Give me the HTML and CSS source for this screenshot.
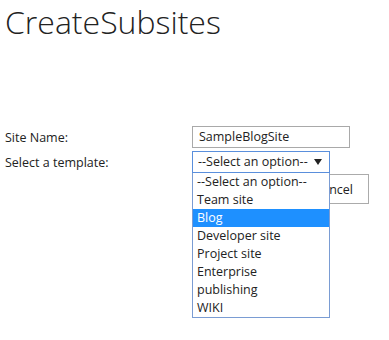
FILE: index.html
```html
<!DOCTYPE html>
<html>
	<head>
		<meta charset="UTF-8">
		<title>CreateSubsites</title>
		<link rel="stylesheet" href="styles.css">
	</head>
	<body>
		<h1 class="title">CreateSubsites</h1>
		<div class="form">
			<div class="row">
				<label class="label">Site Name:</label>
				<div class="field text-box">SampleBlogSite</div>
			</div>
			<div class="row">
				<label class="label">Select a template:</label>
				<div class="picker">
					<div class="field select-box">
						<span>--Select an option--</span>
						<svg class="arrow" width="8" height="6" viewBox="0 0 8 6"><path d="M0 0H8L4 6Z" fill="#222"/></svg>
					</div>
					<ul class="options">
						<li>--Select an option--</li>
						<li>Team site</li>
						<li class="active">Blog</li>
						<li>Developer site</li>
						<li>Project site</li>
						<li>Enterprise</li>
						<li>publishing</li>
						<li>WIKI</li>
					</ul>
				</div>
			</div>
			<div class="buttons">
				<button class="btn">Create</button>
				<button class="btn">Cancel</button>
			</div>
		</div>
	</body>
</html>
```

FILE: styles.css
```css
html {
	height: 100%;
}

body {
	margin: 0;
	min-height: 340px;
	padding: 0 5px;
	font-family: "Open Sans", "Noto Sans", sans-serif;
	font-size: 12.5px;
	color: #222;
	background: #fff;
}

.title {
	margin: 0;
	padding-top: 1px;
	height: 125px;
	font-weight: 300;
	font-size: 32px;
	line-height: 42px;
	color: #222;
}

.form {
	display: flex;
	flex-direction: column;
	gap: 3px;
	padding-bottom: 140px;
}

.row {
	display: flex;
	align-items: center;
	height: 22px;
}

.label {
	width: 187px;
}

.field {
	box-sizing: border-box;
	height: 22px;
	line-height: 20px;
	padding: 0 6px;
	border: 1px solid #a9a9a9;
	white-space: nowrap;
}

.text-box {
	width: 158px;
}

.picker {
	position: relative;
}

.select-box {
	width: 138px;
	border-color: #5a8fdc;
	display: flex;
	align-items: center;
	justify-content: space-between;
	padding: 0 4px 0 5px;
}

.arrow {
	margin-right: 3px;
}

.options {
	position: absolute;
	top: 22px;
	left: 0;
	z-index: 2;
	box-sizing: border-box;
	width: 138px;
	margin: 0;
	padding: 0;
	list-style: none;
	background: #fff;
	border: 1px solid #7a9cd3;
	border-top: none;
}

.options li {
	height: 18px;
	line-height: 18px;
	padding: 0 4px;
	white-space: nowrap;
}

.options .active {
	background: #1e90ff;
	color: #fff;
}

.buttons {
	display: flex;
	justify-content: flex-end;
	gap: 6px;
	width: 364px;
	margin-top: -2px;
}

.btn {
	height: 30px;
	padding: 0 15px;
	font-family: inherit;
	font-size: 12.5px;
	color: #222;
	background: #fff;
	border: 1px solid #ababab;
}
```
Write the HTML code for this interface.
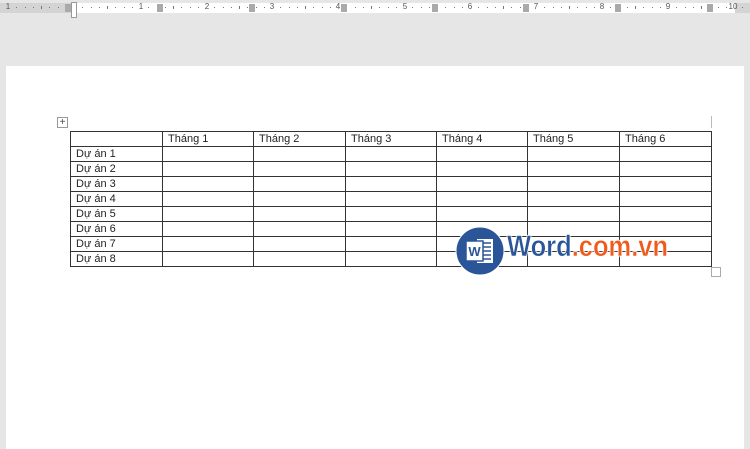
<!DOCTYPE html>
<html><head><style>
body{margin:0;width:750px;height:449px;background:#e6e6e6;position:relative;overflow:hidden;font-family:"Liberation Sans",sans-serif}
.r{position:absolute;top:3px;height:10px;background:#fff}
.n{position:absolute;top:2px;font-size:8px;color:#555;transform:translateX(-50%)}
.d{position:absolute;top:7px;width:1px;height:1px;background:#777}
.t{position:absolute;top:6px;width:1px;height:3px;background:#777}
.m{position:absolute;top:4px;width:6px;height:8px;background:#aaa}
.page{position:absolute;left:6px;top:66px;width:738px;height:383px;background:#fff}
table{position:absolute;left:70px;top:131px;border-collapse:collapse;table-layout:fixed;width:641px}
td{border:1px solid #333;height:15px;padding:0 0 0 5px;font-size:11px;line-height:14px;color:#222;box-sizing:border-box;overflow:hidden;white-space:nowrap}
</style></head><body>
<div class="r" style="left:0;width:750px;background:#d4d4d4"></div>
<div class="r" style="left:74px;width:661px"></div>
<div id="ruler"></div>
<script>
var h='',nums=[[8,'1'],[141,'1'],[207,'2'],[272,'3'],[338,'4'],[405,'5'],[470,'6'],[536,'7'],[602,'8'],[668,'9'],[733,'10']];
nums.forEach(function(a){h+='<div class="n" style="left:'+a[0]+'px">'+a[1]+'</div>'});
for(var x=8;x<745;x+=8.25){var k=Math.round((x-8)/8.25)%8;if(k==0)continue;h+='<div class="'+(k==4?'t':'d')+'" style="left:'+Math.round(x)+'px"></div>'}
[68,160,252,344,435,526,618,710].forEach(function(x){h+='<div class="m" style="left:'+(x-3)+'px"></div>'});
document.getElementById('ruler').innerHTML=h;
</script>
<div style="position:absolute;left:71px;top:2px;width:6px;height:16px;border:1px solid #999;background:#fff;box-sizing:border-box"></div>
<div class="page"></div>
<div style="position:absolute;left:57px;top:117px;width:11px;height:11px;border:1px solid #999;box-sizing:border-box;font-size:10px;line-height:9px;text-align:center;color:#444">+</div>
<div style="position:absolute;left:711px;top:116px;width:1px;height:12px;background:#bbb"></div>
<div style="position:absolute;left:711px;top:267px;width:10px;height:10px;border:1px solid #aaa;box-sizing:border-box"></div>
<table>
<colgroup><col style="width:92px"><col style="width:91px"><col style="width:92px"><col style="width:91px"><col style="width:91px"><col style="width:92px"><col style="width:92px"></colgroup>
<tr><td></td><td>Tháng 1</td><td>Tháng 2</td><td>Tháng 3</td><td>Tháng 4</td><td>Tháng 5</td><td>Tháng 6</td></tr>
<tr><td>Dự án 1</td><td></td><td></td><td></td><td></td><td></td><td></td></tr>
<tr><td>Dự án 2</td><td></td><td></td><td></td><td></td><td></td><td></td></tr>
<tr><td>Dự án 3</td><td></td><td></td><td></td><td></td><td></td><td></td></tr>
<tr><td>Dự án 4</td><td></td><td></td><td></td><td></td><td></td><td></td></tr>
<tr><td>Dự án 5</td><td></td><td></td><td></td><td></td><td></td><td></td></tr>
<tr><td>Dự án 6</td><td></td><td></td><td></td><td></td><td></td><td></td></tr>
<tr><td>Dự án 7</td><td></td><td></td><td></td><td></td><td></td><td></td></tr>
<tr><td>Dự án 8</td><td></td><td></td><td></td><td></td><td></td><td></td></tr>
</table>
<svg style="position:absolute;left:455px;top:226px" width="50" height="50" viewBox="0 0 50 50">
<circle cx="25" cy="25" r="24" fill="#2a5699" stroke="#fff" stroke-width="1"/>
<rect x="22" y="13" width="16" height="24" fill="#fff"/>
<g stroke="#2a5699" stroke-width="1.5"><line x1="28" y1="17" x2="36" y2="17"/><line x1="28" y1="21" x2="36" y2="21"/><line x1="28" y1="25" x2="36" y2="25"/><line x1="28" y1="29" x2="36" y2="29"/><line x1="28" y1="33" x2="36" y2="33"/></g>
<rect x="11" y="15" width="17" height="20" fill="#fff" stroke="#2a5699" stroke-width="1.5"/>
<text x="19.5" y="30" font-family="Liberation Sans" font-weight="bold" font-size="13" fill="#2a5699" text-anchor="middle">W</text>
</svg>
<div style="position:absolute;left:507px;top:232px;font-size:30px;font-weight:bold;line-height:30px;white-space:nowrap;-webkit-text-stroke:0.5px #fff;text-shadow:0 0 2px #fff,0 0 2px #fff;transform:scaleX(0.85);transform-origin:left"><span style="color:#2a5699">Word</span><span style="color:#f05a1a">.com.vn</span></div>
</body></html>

+---+

Give all the lines above again, character for character, without pictures.

● **Completed exercise**
Give me the HTML and CSS source for this screenshot.
FILE: index.html
```html
<!DOCTYPE html>
<html>
	<head>
		<meta charset="UTF-8">
		<title>CreateSubsites</title>
		<link rel="stylesheet" href="styles.css">
	</head>
	<body>
		<h1 class="title">CreateSubsites</h1>
		<div class="form">
			<div class="row">
				<label class="label">Site Name:</label>
				<div class="field text-box">SampleBlogSite</div>
			</div>
			<div class="row">
				<label class="label">Select a template:</label>
				<div class="picker">
					<div class="field select-box">
						<span>--Select an option--</span>
						<svg class="arrow" width="8" height="6" viewBox="0 0 8 6"><path d="M0 0H8L4 6Z" fill="#222"/></svg>
					</div>
					<ul class="options">
						<li>--Select an option--</li>
						<li>Team site</li>
						<li class="active">Blog</li>
						<li>Developer site</li>
						<li>Project site</li>
						<li>Enterprise</li>
						<li>publishing</li>
						<li>WIKI</li>
					</ul>
				</div>
			</div>
			<div class="buttons">
				<button class="btn">Create</button>
				<button class="btn">Cancel</button>
			</div>
		</div>
	</body>
</html>
```

FILE: styles.css
```css
html {
	height: 100%;
}

body {
	margin: 0;
	min-height: 340px;
	padding: 0 5px;
	font-family: "Open Sans", "Noto Sans", sans-serif;
	font-size: 12.5px;
	color: #222;
	background: #fff;
}

.title {
	margin: 0;
	padding-top: 1px;
	height: 125px;
	font-weight: 300;
	font-size: 32px;
	line-height: 42px;
	color: #222;
}

.form {
	display: flex;
	flex-direction: column;
	gap: 3px;
	padding-bottom: 140px;
}

.row {
	display: flex;
	align-items: center;
	height: 22px;
}

.label {
	width: 187px;
}

.field {
	box-sizing: border-box;
	height: 22px;
	line-height: 20px;
	padding: 0 6px;
	border: 1px solid #a9a9a9;
	white-space: nowrap;
}

.text-box {
	width: 158px;
}

.picker {
	position: relative;
}

.select-box {
	width: 138px;
	border-color: #5a8fdc;
	display: flex;
	align-items: center;
	justify-content: space-between;
	padding: 0 4px 0 5px;
}

.arrow {
	margin-right: 3px;
}

.options {
	position: absolute;
	top: 22px;
	left: 0;
	z-index: 2;
	box-sizing: border-box;
	width: 138px;
	margin: 0;
	padding: 0;
	list-style: none;
	background: #fff;
	border: 1px solid #7a9cd3;
	border-top: none;
}

.options li {
	height: 18px;
	line-height: 18px;
	padding: 0 4px;
	white-space: nowrap;
}

.options .active {
	background: #1e90ff;
	color: #fff;
}

.buttons {
	display: flex;
	justify-content: flex-end;
	gap: 6px;
	width: 364px;
	margin-top: -2px;
}

.btn {
	height: 30px;
	padding: 0 15px;
	font-family: inherit;
	font-size: 12.5px;
	color: #222;
	background: #fff;
	border: 1px solid #ababab;
}
```
Write the HTML code for this interface.
<!DOCTYPE html>
<html><head><style>
body{margin:0;width:750px;height:449px;background:#e6e6e6;position:relative;overflow:hidden;font-family:"Liberation Sans",sans-serif}
.r{position:absolute;top:3px;height:10px;background:#fff}
.n{position:absolute;top:2px;font-size:8px;color:#555;transform:translateX(-50%)}
.d{position:absolute;top:7px;width:1px;height:1px;background:#777}
.t{position:absolute;top:6px;width:1px;height:3px;background:#777}
.m{position:absolute;top:4px;width:6px;height:8px;background:#aaa}
.page{position:absolute;left:6px;top:66px;width:738px;height:383px;background:#fff}
table{position:absolute;left:70px;top:131px;border-collapse:collapse;table-layout:fixed;width:641px}
td{border:1px solid #333;height:15px;padding:0 0 0 5px;font-size:11px;line-height:14px;color:#222;box-sizing:border-box;overflow:hidden;white-space:nowrap}
</style></head><body>
<div class="r" style="left:0;width:750px;background:#d4d4d4"></div>
<div class="r" style="left:74px;width:661px"></div>
<div id="ruler"></div>
<script>
var h='',nums=[[8,'1'],[141,'1'],[207,'2'],[272,'3'],[338,'4'],[405,'5'],[470,'6'],[536,'7'],[602,'8'],[668,'9'],[733,'10']];
nums.forEach(function(a){h+='<div class="n" style="left:'+a[0]+'px">'+a[1]+'</div>'});
for(var x=8;x<745;x+=8.25){var k=Math.round((x-8)/8.25)%8;if(k==0)continue;h+='<div class="'+(k==4?'t':'d')+'" style="left:'+Math.round(x)+'px"></div>'}
[68,160,252,344,435,526,618,710].forEach(function(x){h+='<div class="m" style="left:'+(x-3)+'px"></div>'});
document.getElementById('ruler').innerHTML=h;
</script>
<div style="position:absolute;left:71px;top:2px;width:6px;height:16px;border:1px solid #999;background:#fff;box-sizing:border-box"></div>
<div class="page"></div>
<div style="position:absolute;left:57px;top:117px;width:11px;height:11px;border:1px solid #999;box-sizing:border-box;font-size:10px;line-height:9px;text-align:center;color:#444">+</div>
<div style="position:absolute;left:711px;top:116px;width:1px;height:12px;background:#bbb"></div>
<div style="position:absolute;left:711px;top:267px;width:10px;height:10px;border:1px solid #aaa;box-sizing:border-box"></div>
<table>
<colgroup><col style="width:92px"><col style="width:91px"><col style="width:92px"><col style="width:91px"><col style="width:91px"><col style="width:92px"><col style="width:92px"></colgroup>
<tr><td></td><td>Tháng 1</td><td>Tháng 2</td><td>Tháng 3</td><td>Tháng 4</td><td>Tháng 5</td><td>Tháng 6</td></tr>
<tr><td>Dự án 1</td><td></td><td></td><td></td><td></td><td></td><td></td></tr>
<tr><td>Dự án 2</td><td></td><td></td><td></td><td></td><td></td><td></td></tr>
<tr><td>Dự án 3</td><td></td><td></td><td></td><td></td><td></td><td></td></tr>
<tr><td>Dự án 4</td><td></td><td></td><td></td><td></td><td></td><td></td></tr>
<tr><td>Dự án 5</td><td></td><td></td><td></td><td></td><td></td><td></td></tr>
<tr><td>Dự án 6</td><td></td><td></td><td></td><td></td><td></td><td></td></tr>
<tr><td>Dự án 7</td><td></td><td></td><td></td><td></td><td></td><td></td></tr>
<tr><td>Dự án 8</td><td></td><td></td><td></td><td></td><td></td><td></td></tr>
</table>
<svg style="position:absolute;left:455px;top:226px" width="50" height="50" viewBox="0 0 50 50">
<circle cx="25" cy="25" r="24" fill="#2a5699" stroke="#fff" stroke-width="1"/>
<rect x="22" y="13" width="16" height="24" fill="#fff"/>
<g stroke="#2a5699" stroke-width="1.5"><line x1="28" y1="17" x2="36" y2="17"/><line x1="28" y1="21" x2="36" y2="21"/><line x1="28" y1="25" x2="36" y2="25"/><line x1="28" y1="29" x2="36" y2="29"/><line x1="28" y1="33" x2="36" y2="33"/></g>
<rect x="11" y="15" width="17" height="20" fill="#fff" stroke="#2a5699" stroke-width="1.5"/>
<text x="19.5" y="30" font-family="Liberation Sans" font-weight="bold" font-size="13" fill="#2a5699" text-anchor="middle">W</text>
</svg>
<div style="position:absolute;left:507px;top:232px;font-size:30px;font-weight:bold;line-height:30px;white-space:nowrap;-webkit-text-stroke:0.5px #fff;text-shadow:0 0 2px #fff,0 0 2px #fff;transform:scaleX(0.85);transform-origin:left"><span style="color:#2a5699">Word</span><span style="color:#f05a1a">.com.vn</span></div>
</body></html>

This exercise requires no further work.